Martha Argerich est la dernière légende vivante du piano. Elle ne donne certes jamais d’interview et refuse de se produire seule en scène depuis une vingtaine d’année. Emus par son authenticité, le public et les critiques attendent chaque réédition de ses enregistrements solo (les préludes de Chopin ou Gaspard de la nuit de Ravel -des références) comme des événements. A juste titre. Nul ne se donne avec autant de magnétisme, de passion teintée de rigueur. Sa fougue mêlée à des fragilités évidentes nous va droit au cœur. Argerich ne cultive pas ses mystères. Elle vit entourée d’amis et ne joue plus qu’avec eux. Sa bande ? Gidon Kremer, Nelson Freire, Charles Dutoit, Alexandre Rabinovitch… Aujourd’hui et pour la première fois depuis 1980, elle a décidé de jouer seule une première partie de concert au Carnegie Hall : Bach, Chopin et la 7e sonate de Prokofiev.
L’événement fait la une du New York Times qui concède habituellement peu de place à la musique classique. Il y avait vingt ans que Martha Argerich ne jouait plus le répertoire pour piano solo. Plus que le temps de sa première carrière où elle a donné et enregistré presque tout. Que reste-t-il vingt ans plus tard de la musique qu’elle a gardée pour elle-même ? On était prêt comme des milliers de mélomanes dans le monde à faire le voyage pour New York en quête d’un hypothétique strapontin le soir du concert. Pour suivre son jeu 30 ou 40 minutes, pour partager son souffle, les éclats de son regard, pour partager sa fragilité. On espérera plus raisonnablement qu’elle finira par venir en France. Peut-être la rémission de son cancer la décidera-t-elle à rejouer à travers le monde des programmes pour piano solo.
En attendant un concert live, on peut dès aujourd’hui se contenter d’écouter cette réédition magnifique d’un programme Bach. Une toccata brillantissime, peine d’élan, de rigueur, une suite anglaise dont l’énergie vitale est une bénédiction, la 2e partita précise et espiègle. Argerich joue presque sans pédale, avec un sens de la polyphonie digne de Glenn Gould (les excentricités en moins), une beauté sonore à la hauteur de son maître Friedrich Gulda.
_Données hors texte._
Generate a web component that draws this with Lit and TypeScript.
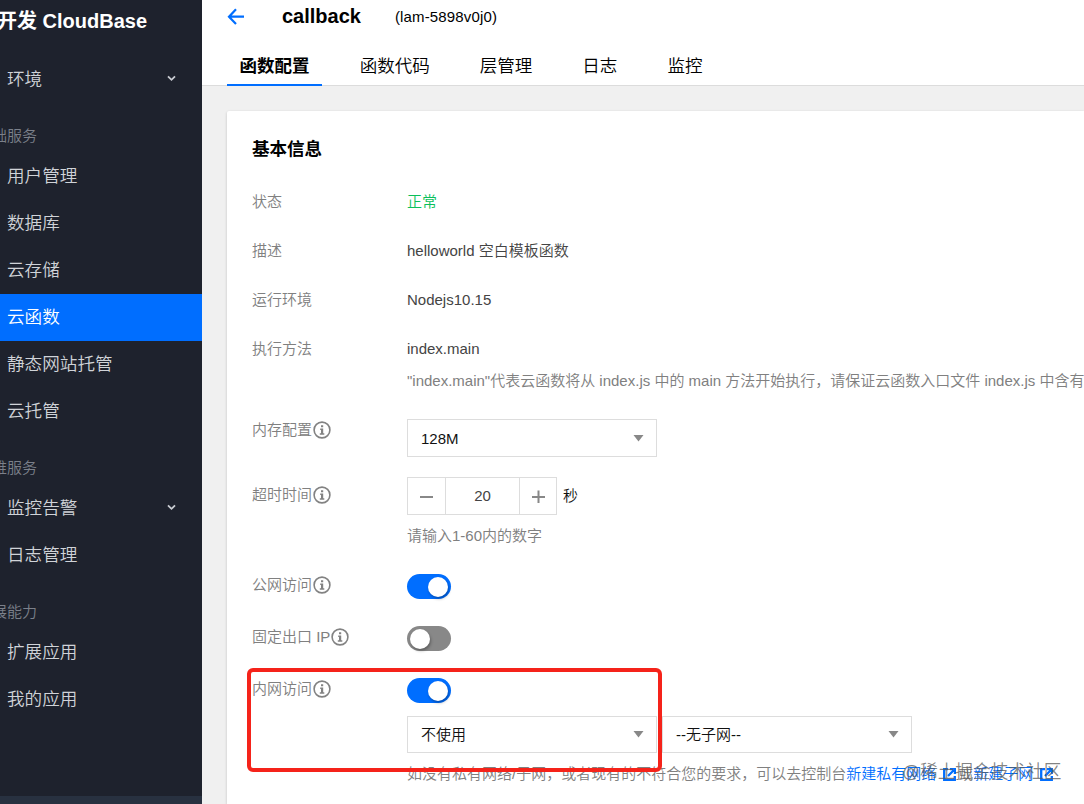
import { LitElement, html, css, nothing } from "lit";
import { customElement, property } from "lit/decorators.js";
import { classMap } from "lit/directives/class-map.js";

const infoIcon = html`<svg class="info" width="18" height="18" viewBox="0 0 18 18" aria-hidden="true">
  <circle cx="9" cy="9" r="7.9" fill="none" stroke="#828282" stroke-width="1.6" />
  <path d="M8 4.2h2.2v2H8zM7.2 7.5h3v4.8h1.1v1.4H6.8v-1.4H8V9h-.8z" fill="#828282" />
</svg>`;

const externalIcon = html`<svg class="external" width="13" height="13" viewBox="0 0 13 13" aria-hidden="true">
  <path d="M5 1.2H1.2v10.6h10.6V8" fill="none" stroke="#006eff" stroke-width="2.3" />
  <path d="M7 1.1h4.9V6M11.5 1.5L5 8" fill="none" stroke="#006eff" stroke-width="2.3" />
</svg>`;

@customElement("side-nav")
class SideNav extends LitElement {
  static styles = css`
    :host { display: flex; flex-direction: column; width: 202px; background: #1e222d; overflow: hidden; }
    .brand { height: 55px; box-sizing: border-box; padding-top: 6px; margin-left: -23px; font-size: 20px; line-height: 30px; font-weight: 700; color: #fff; white-space: nowrap; }
    .group { height: 51px; box-sizing: border-box; padding-top: 22px; margin-left: -23px; font-size: 15px; line-height: 24px; color: #7b808a; white-space: nowrap; }
    .group.short { height: 49px; padding-top: 21px; }
    .item { display: flex; align-items: center; justify-content: space-between; height: 47px; box-sizing: border-box; padding: 0 26px 2px 7px; font-size: 17.6px; line-height: 26px; color: #d0d3d8; }
    .item.low { padding-bottom: 0; }
    .item.active { background: #006eff; color: #fff; padding-bottom: 1px; }
    .foot { height: 8px; margin-top: auto; background: #283140; }
  `;
  private item(text: string, opts: { active?: boolean; open?: boolean; low?: boolean } = {}) {
    return html`<div class=${classMap({ item: true, active: !!opts.active, low: !!opts.low })}>
      <span>${text}</span>
      ${opts.open
        ? html`<svg width="9" height="7" viewBox="0 0 9 7"><path d="M1 1.3l3.5 3.5L8 1.3" fill="none" stroke="#c9ccd2" stroke-width="1.8" /></svg>`
        : nothing}
    </div>`;
  }
  render() {
    return html`
      <div class="brand">云开发 CloudBase</div>
      ${this.item("环境", { open: true, low: true })}
      <div class="group">基础服务</div>
      ${["用户管理", "数据库", "云存储"].map((t) => this.item(t))}
      ${this.item("云函数", { active: true })}
      ${["静态网站托管", "云托管"].map((t) => this.item(t))}
      <div class="group short">运维服务</div>
      ${this.item("监控告警", { open: true, low: true })}
      ${this.item("日志管理", { low: true })}
      <div class="group">扩展能力</div>
      ${["扩展应用", "我的应用"].map((t) => this.item(t))}
      <div class="foot"></div>
    `;
  }
}

@customElement("toggle-switch")
class ToggleSwitch extends LitElement {
  @property({ type: Boolean }) on = false;
  static styles = css`
    :host { display: block; }
    .track { display: flex; align-items: center; width: 44px; height: 25px; box-sizing: border-box; padding: 1px 3px 0; border-radius: 13px; background: #888; }
    .track.on { justify-content: flex-end; background: #006eff; }
    .knob { width: 20px; height: 20px; border-radius: 50%; background: #fff; box-shadow: 1px 2px 3px rgba(0, 0, 0, 0.3); }
  `;
  render() {
    return html`<div class=${classMap({ track: true, on: this.on })}><div class="knob"></div></div>`;
  }
}

@customElement("select-box")
class SelectBox extends LitElement {
  @property() value = "";
  static styles = css`
    :host { display: block; width: 250px; height: 38px; }
    .box { display: flex; align-items: center; justify-content: space-between; height: 100%; box-sizing: border-box; border: 1px solid #ddd; padding: 0 12px 0 13px; background: #fff; color: #111; }
    span { padding-top: 1px; }
  `;
  render() {
    return html`<div class="box"><span>${this.value}</span>
      <svg width="11" height="7" viewBox="0 0 11 7"><path d="M.5 0h10L5.5 6.5z" fill="#888" /></svg>
    </div>`;
  }
}

@customElement("app-root")
class AppRoot extends LitElement {
  static styles = css`
    :host { display: block; font-family: "Liberation Sans", "Noto Sans CJK SC", sans-serif; font-weight: 350; font-size: 15px; line-height: 24px; color: #444; }
    .page { position: relative; display: grid; grid-template-columns: 202px 882px; width: 1084px; height: 804px; overflow: hidden; background: #f0f0f0; }
    .main { display: flex; flex-direction: column; min-width: 0; overflow: hidden; }
    .header { height: 86px; box-sizing: border-box; background: #fff; border-bottom: 1px solid #dcdcdc; padding-left: 25px; flex: none; }
    .heading { display: flex; align-items: center; height: 45px; box-sizing: border-box; padding-bottom: 12px; color: #000; }
    .back { margin-left: 0; }
    .name { margin-left: 38px; margin-top: -1px; font-size: 20px; font-weight: 700; }
    .id { margin-left: 34px; padding-top: 1px; letter-spacing: 0.15px; }
    .tabs { display: flex; gap: 25px; height: 41px; }
    .tab { box-sizing: border-box; height: 41px; padding: 8px 12.5px 0; font-size: 17.55px; line-height: 26px; color: #000; }
    .tab.active { font-weight: 700; border-bottom: 2px solid #006eff; }
    .card { flex: 1; margin: 25px 0 0 25px; padding: 25px 0 0 25px; background: #fff; box-shadow: 0 1px 3px rgba(0, 0, 0, 0.2); border-top-left-radius: 2px; }
    .title { height: 54px; font-size: 17.55px; line-height: 26px; font-weight: 700; color: #000; }
    .row { display: grid; grid-template-columns: 155px 1fr; align-items: start; white-space: nowrap; height: 49px; }
    .row.method { height: 81px; }
    .row.memory { height: 59px; padding-top: 1px; box-sizing: border-box; }
    .row.timeout { height: 96px; }
    .row.toggle { height: 52px; }
    .row.timeout .label { padding-top: 6px; }
    .label { display: flex; align-items: center; color: #808080; }
    .row.memory .label { margin-top: -1px; }
    .info { flex: none; margin: -1px 0 0 1px; }
    .green { color: #0abf5b; }
    .hint { color: #808080; }
    .method .hint { margin-top: 8px; }
    .stepper { display: flex; align-items: center; }
    .count { display: grid; grid-template-columns: 37px 73px 36px; column-gap: 1px; width: 148px; height: 36px; border: 1px solid #ddd; background: #ddd; }
    .cell { display: flex; align-items: center; justify-content: center; background: #fff; }
    .unit { margin-left: 6px; color: #111; }
    .timeout .hint { margin-top: 9px; }
    .switch { margin-top: 1px; }
    .pair { display: flex; gap: 5px; margin-top: 13px; }
    .pair select-box { height: 37px; }
    .intranet .hint { display: flex; align-items: center; margin-top: 9px; }
    .link { color: #006eff; }
    .external { margin: 0 2px 0 7px; }
    .mark { position: absolute; left: 247px; top: 668px; width: 407px; height: 96px; border: 4px solid #f5231a; border-radius: 6px; }
    .stamp { position: absolute; left: 902px; top: 759px; font-size: 17.7px; line-height: 26px; color: rgba(90, 90, 90, 0.75); white-space: nowrap; }
  `;
  private text(label: string, value: string, cls = "") {
    return html`<div class="row"><div class="label">${label}</div><div class=${cls}>${value}</div></div>`;
  }
  render() {
    return html`<div class="page">
      <side-nav></side-nav>
      <div class="main">
        <div class="header">
          <div class="heading">
            <svg class="back" width="17" height="17" viewBox="0 0 17 17"><path d="M9 1.2L2 8.7l7 7.3M2.2 8.7H17" fill="none" stroke="#006eff" stroke-width="2.2" /></svg>
            <span class="name">callback</span><span class="id">(lam-5898v0j0)</span>
          </div>
          <div class="tabs">
            ${["函数配置", "函数代码", "层管理", "日志", "监控"].map(
              (t, i) => html`<div class=${classMap({ tab: true, active: i === 0 })}>${t}</div>`
            )}
          </div>
        </div>
        <div class="card">
          <div class="title">基本信息</div>
          ${this.text("状态", "正常", "green")}
          ${this.text("描述", "helloworld 空白模板函数")}
          ${this.text("运行环境", "Nodejs10.15")}
          <div class="row method">
            <div class="label">执行方法</div>
            <div>
              <div>index.main</div>
              <div class="hint">"index.main"代表云函数将从 index.js 中的 main 方法开始执行，请保证云函数入口文件 index.js 中含有</div>
            </div>
          </div>
          <div class="row memory">
            <div class="label">内存配置${infoIcon}</div>
            <select-box value="128M"></select-box>
          </div>
          <div class="row timeout">
            <div class="label">超时时间${infoIcon}</div>
            <div>
              <div class="stepper">
                <div class="count">
                  <div class="cell"><svg width="13" height="13"><path d="M0 7h13" stroke="#888" stroke-width="2" /></svg></div>
                  <div class="cell">20</div>
                  <div class="cell"><svg width="13" height="13"><path d="M0 7h13M6.5 .5v13" stroke="#888" stroke-width="2" /></svg></div>
                </div>
                <span class="unit">秒</span>
              </div>
              <div class="hint">请输入1-60内的数字</div>
            </div>
          </div>
          <div class="row toggle">
            <div class="label">公网访问${infoIcon}</div>
            <toggle-switch class="switch" on></toggle-switch>
          </div>
          <div class="row toggle">
            <div class="label">固定出口 IP${infoIcon}</div>
            <toggle-switch class="switch"></toggle-switch>
          </div>
          <div class="row intranet">
            <div class="label">内网访问${infoIcon}</div>
            <div>
              <toggle-switch class="switch" on></toggle-switch>
              <div class="pair">
                <select-box value="不使用"></select-box>
                <select-box value="--无子网--"></select-box>
              </div>
              <div class="hint">
                <span>如没有私有网络/子网，或者现有的不符合您的要求，可以去控制台</span><span class="link">新建私有网络</span>${externalIcon}<span>或</span><span class="link">新建子网</span>${externalIcon}
              </div>
            </div>
          </div>
        </div>
      </div>
      <div class="mark"></div>
      <div class="stamp">@稀土掘金技术社区</div>
    </div>`;
  }
}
Elle n’abuse pas du rubato, et projette des jeux de lumières et d’ombres qui ne puisent pas dans les facilités des ressorts dynamiques (comme dans les versions aux contours romantiques de Tatiana Nikolaeva, Andrei Gavrilov ou Andreas Schiff). On est content de la savoir en forme, prête à surmonter les douleurs de sa vie personnelle. Martha Argerich est encore une jeune femme qui a, lorsqu’elle joue, des millions d’amants.